__Do this__. Omit all pictures, then retype the data exactly as given.

__Source material__.

******************************

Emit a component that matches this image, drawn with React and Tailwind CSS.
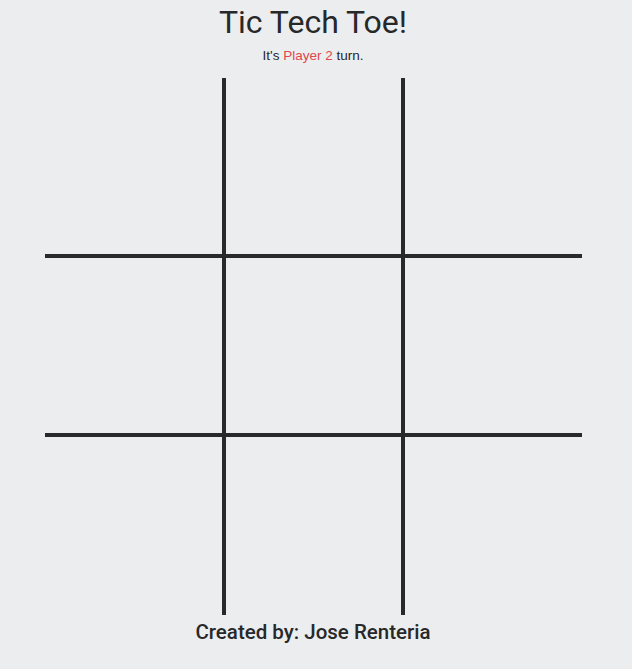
const cells = [
  "",
  "border-x-4",
  "",
  "border-y-4",
  "border-4",
  "border-y-4",
  "",
  "border-x-4",
  "",
];

export default function App() {
  return (
    <div className="min-h-screen w-full bg-[#ecedef] text-[#27282a] font-['Liberation_Sans',Arial,sans-serif]">
      <div className="w-[626px] flex flex-col items-center">
        <h1 className="pt-[2px] text-[32px] leading-[40px] font-['Roboto',Arial,sans-serif]">
          Tic Tech Toe!
        </h1>
        <p className="mt-[6px] text-[13.5px] leading-[16px]">
          It's <span className="text-[#e0474c]">Player 2</span> turn.
        </p>

        {/* Board */}
        <div className="mt-[14px] grid grid-cols-[177px_183px_177px] grid-rows-[176px_183px_178px]">
          {cells.map((c, i) => (
            <div key={i} className={`border-[#28292b] ${c}`} />
          ))}
        </div>

        <footer className="mt-[5px] text-[20.5px] leading-[24px] font-medium font-['Roboto',Arial,sans-serif]">
          Created by: Jose Renteria
        </footer>
      </div>
    </div>
  );
}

******************************

__Full response__.
Emit a component that matches this image, drawn with React and Tailwind CSS.
const cells = [
  "",
  "border-x-4",
  "",
  "border-y-4",
  "border-4",
  "border-y-4",
  "",
  "border-x-4",
  "",
];

export default function App() {
  return (
    <div className="min-h-screen w-full bg-[#ecedef] text-[#27282a] font-['Liberation_Sans',Arial,sans-serif]">
      <div className="w-[626px] flex flex-col items-center">
        <h1 className="pt-[2px] text-[32px] leading-[40px] font-['Roboto',Arial,sans-serif]">
          Tic Tech Toe!
        </h1>
        <p className="mt-[6px] text-[13.5px] leading-[16px]">
          It's <span className="text-[#e0474c]">Player 2</span> turn.
        </p>

        {/* Board */}
        <div className="mt-[14px] grid grid-cols-[177px_183px_177px] grid-rows-[176px_183px_178px]">
          {cells.map((c, i) => (
            <div key={i} className={`border-[#28292b] ${c}`} />
          ))}
        </div>

        <footer className="mt-[5px] text-[20.5px] leading-[24px] font-medium font-['Roboto',Arial,sans-serif]">
          Created by: Jose Renteria
        </footer>
      </div>
    </div>
  );
}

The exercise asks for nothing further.